In the listing below, pick out lines with "this".

INFORMATION GIVEN |
________________________
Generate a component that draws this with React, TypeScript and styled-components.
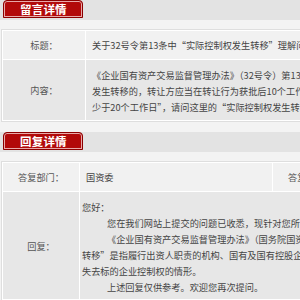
________________________
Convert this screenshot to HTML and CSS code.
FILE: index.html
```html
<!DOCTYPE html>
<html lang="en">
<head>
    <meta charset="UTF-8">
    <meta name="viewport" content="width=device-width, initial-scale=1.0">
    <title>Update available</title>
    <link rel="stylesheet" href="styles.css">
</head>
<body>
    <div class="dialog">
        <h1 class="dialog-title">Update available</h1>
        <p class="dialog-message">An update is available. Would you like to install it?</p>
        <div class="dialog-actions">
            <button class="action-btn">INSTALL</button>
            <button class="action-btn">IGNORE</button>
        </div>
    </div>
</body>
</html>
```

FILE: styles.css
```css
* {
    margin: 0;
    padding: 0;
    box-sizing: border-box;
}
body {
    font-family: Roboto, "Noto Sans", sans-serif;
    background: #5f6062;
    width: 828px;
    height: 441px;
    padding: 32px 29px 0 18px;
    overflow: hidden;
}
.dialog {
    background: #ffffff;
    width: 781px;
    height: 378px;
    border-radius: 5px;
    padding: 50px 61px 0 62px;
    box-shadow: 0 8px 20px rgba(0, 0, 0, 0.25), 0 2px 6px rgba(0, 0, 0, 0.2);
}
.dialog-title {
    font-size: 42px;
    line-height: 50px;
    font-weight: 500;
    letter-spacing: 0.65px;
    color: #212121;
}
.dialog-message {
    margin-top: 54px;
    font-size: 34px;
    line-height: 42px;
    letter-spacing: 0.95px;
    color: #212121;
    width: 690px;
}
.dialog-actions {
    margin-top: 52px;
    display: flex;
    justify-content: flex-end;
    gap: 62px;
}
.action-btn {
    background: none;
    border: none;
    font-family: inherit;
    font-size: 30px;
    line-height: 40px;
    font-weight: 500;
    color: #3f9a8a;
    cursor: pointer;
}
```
________________________
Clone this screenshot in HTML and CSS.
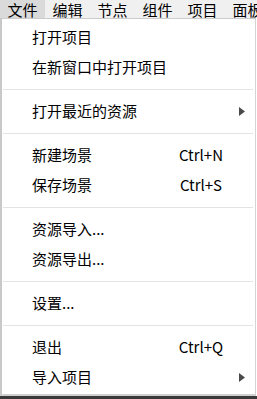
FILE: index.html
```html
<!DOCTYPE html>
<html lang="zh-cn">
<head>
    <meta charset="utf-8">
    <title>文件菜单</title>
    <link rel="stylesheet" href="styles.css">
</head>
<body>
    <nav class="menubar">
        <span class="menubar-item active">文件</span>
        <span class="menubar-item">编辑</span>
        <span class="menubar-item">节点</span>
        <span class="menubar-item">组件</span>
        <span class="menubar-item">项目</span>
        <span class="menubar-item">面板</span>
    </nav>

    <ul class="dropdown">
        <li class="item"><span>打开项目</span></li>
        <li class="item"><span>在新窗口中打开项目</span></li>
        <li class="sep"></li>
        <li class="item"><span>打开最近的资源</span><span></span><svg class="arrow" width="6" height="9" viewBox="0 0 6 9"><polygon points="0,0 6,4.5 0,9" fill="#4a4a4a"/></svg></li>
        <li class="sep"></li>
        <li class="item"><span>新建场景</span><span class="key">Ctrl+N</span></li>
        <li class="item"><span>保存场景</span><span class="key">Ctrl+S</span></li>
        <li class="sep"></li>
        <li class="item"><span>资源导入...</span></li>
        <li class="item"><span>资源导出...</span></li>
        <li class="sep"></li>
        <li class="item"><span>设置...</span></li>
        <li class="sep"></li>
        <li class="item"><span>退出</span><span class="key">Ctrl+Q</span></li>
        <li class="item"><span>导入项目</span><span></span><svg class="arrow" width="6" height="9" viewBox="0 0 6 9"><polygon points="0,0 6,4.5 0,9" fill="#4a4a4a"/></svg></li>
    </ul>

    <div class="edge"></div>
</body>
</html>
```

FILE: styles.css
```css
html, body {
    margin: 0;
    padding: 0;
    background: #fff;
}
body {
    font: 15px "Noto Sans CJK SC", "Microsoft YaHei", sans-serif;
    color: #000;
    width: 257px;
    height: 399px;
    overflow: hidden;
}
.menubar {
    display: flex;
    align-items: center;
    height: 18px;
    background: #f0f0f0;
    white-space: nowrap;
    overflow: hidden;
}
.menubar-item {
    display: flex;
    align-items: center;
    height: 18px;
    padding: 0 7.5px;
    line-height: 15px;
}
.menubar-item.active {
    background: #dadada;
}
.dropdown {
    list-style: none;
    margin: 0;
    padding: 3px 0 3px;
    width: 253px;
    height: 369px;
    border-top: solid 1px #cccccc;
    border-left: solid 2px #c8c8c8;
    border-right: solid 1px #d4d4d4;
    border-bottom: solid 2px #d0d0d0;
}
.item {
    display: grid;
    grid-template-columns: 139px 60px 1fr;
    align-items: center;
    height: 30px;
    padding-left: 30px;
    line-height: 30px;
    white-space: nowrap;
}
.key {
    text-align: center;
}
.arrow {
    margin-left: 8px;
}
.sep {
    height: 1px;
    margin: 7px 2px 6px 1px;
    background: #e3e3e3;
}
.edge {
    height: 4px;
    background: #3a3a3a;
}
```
________________________
WRITTEN REPLY |
Generate a component that draws this with React, TypeScript and styled-components.
Convert this screenshot to HTML and CSS code.
Clone this screenshot in HTML and CSS.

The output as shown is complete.